Professional Development for Managers & Supervisors


Team Building Strategies for Managers: Getting Everyone On The Same Page When They're Working From Different Books

Did you know that when it comes to teamwork: Managers are either contributing to a culture that fosters teamwork or creating an environment that sabotages it? As a manager, you set the tone for your team, even if you supervise employees who are challenging to work with. There are five critical keys for effective teamwork to take place and you can use these keys as a launching pad to contribute to a culture that fosters teamwork. This workshop covers: what every team needs in order to feel like they are truly part of a valued team, the 5 barriers to teamwork; how to effectively deal with problem players who won’t get on board with your vision. Assess your overall leadership skills in order to achieve the results that you are striving for.

How To Manage Your Time & Priorities  As A Manager

As a manager you’re constantly faced with competing deadlines and projects which often have to be managed simultaneously. Then, just when you think you’ve got everything under control, a crisis erupts, priorities change and deadlines get missed in the shuffle. The reality is that even when things get hectic, the daily work still must be completed. You have to return phone calls, retrieve e-mails, attend meetings, prepare reports and set schedules … plus take care of all the other expected and unexpected activities that are part of your work day. In this workshop, you’ll learn; 4 time management steps to double your productivity, how to avoid the e-mail data drip and teach your staff to do the same, the most common time management traps that managers fall into, and secrets that highly productive people use to organize their day. Most of all, you’ll make sure that your real “top priorities” don’t get lost in the shuffle.
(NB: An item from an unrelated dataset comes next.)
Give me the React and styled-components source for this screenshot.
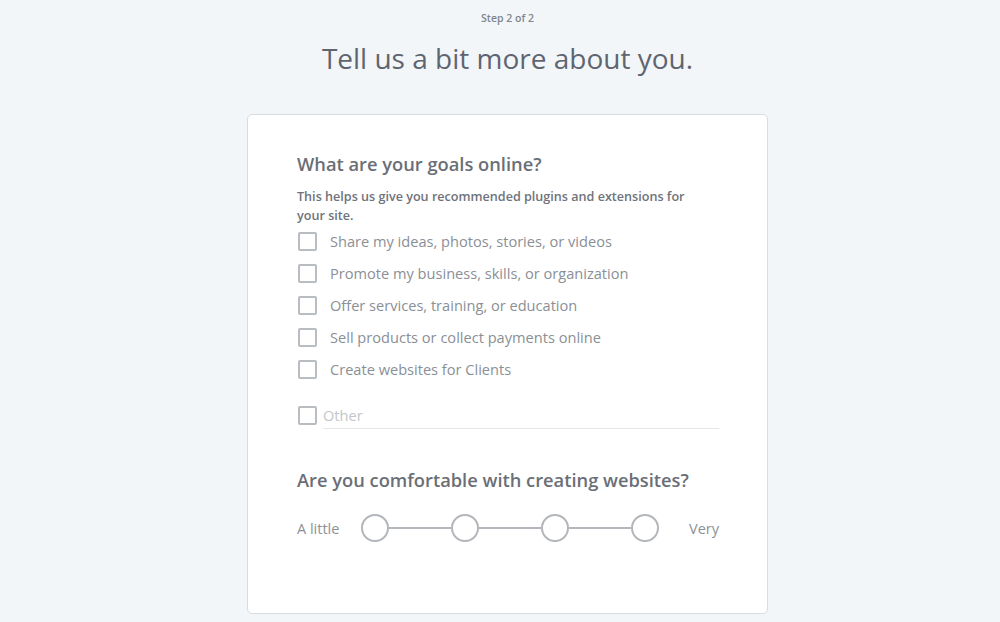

How To Help Your Team Prioritize Tasks and Manage Their Workday

As a leader, you need results, but you also need to empower and equip your people with the right tools to manage their busy workloads without burning out. As a manager part of your responsibility is to develop plans and processes that enable the people you manage to become more productive and get their work done on time. This means that when you notice that your team is not meeting their goals, getting the work done in a timely manner or they’re chronically overwhelmed; you need to develop a plan to help them recharge and redirect themselves away from low-priority tasks that do not drive results. Believe it or not, most people have never been formally taught how to systematically and effectively manage their time. As a result they are not as effective and productive as they could be. In this workshop you’ll learn: the emotional reasons why people don’t manage their time well and what you as a manager can do about it, the four D’s of effective time management and how to stress the importance of each when working with your staff; the 3 thieves of time and steps to conquer them, 4 time management tips to help your staff increase personal productivity, the 80/20 rule in time management, showing staff how to structure their workday in order to meet their goals for the day and how to develop yourself as the type of leader who knows how to engage your people for maximum productivity.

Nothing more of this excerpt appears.